В те же годы  времяпровождение разночинного и  мелкого дворянского сословия. Критик В.В. Стасов в биографическом очерке о композиторе Цезаре Кюи пишет: «…но Кюи  поступил в военный корпус, где музыки  намного меньше.   Это ведь не то, что,   например, в  училище правоведения, где в наше время, в 30-х-40-х годах музыка так широко и роскошно процветала  и где в антрактах между классами   во время рекреаций, весь дом училища так и звучал,  от низу до верху по всем этажам.    Фортепьянами,  виолончелями, скрипками, волторнами, флейтами и контрабасами, словно настоящая консерватория. Нет, куда военному училищу, это совсем другая история». Или язвительный Салтыков-Щедрин о публике на Невском проспекте: «Выйдет пьяница из портерной и сейчас же начнет песни петь». Или ближе к нам, начало ХХ века, Горький жалуется знакомому на жизнь в Нижнем Новгороде, что шумно,  мешают писать, так как рядом с  домом работают маляры. «И что за привычка у маляров. Красят и поют». В ночлежку, с которой Горький писал пьесу «На дне», пускали,  не спрашивая паспорта. Нельзя было делать только три вещи: «пить  вино, курить табак,  горланить  песни».    Унтер Пришибеев у Чехова ходит по деревне и запрещает: “песен не петь, огня не зажигать”. Требование  «не петь» осмеивалось как выражение  тупости.

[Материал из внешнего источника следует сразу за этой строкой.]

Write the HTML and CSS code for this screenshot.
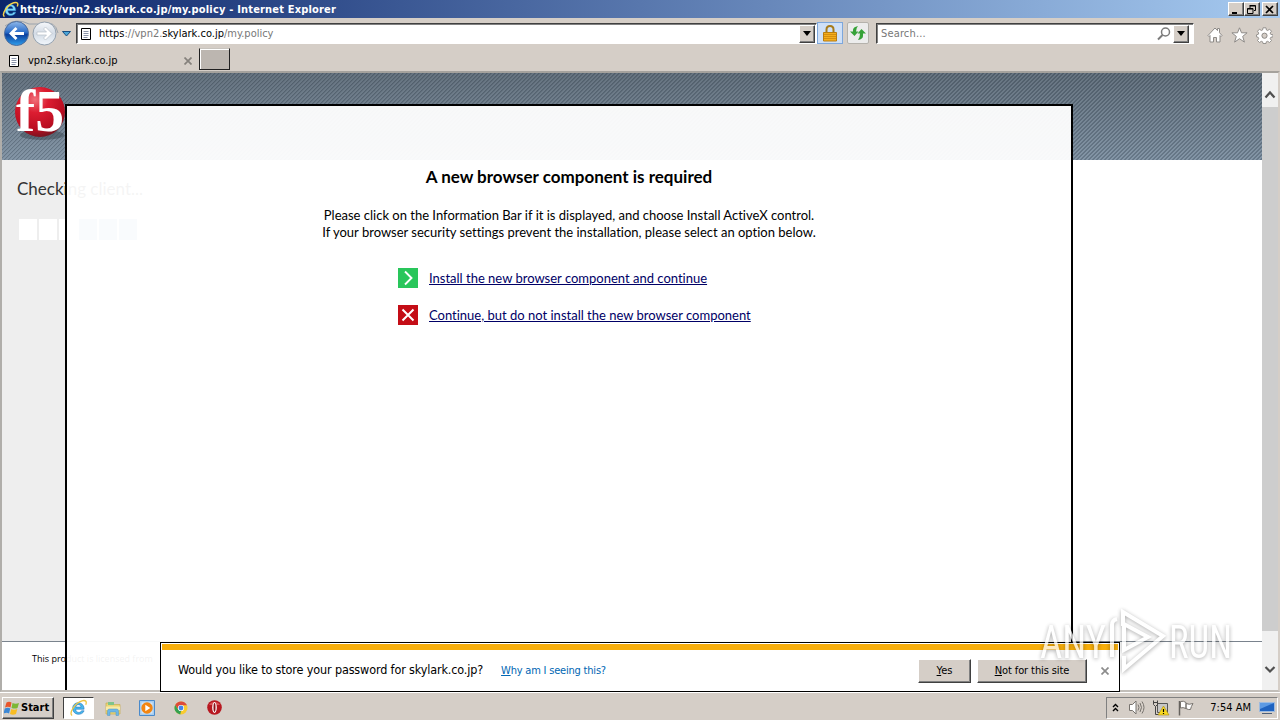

И вот  теперь, в светлые годы прогресса,   унтер  был бы совершенно спокоен. По первому пункту его идеал осуществился полностью.  Унтеры победили. Не поют даже пьяные. Ни в городе, ни в деревне. Приехав в Нижний Новгород в 80-е годы,  я еще застал  время, когда в  нашем микрорайоне  из окон  иногда  слышалась  песня, видна  веселая  компания, раздавалась музыка, хотя уже «не своя», пластинки,  а где-то можно было услышать игру  гармоники. Теперь – ничего. Тщетно  хожу по району даже под Новый  год: тишина, увертываюсь от машин,   и стреляют петарды.  А если случайно  какая-то компания, группировка молодежи запоет на улице, то хочется позвать полицию  самому. Как-то неловко. Да и поют ужасно. Голоса все замкнутые, зажатые.  «Песня –  душа народа. Перестанут петь – не будет души». Ну,  вот и перестали. Вместо грустных песен – депрессии. И человек – undead. (Не думаю, что кто-то решится считать песнями разнообразно однообразные компьютерные композиции шоу-бизнеса).

В советскую эпоху трудовые песни народ пел  больше  в деревне, особенно в колхозах,  до войны. В войну и сразу после  как будто было не до песен, хотя и то – пели.  Постепенно произошло их  полное восстановление, правда, в новой форме, перерастая в бурный рост самодеятельности. В школах, вузах, кружки, мелкие театральные постановки,  непрерывные занятия художественной самодеятельностью. Я иногда  возмущался, когда же учиться, то «картошка», то пляшем и поем – очередной  «смотр». В нашем колхозном клубе лет пять было два (семейная пара) художественных руководителя, одного не хватало. (Зачем советскому  поколению слушать  рассказы идеологов капитала,   как ужасно  жили в колхозах; пусть дурят молодых; всяко было).   Параллельно, до конца ХХ века  создавалось   много прекрасных авторских песен. Их, однако,   пели в основном с эстрады и по радио, а «просто люди» только подпевали, не повседневно,  не в труде,  больше по праздникам. А ведь люди еще и плясали. Я немного застал это в деревне. Но  мы уже не плясали, а «ходили на танцы», которые, говорят,  еще есть  в ночных клубах.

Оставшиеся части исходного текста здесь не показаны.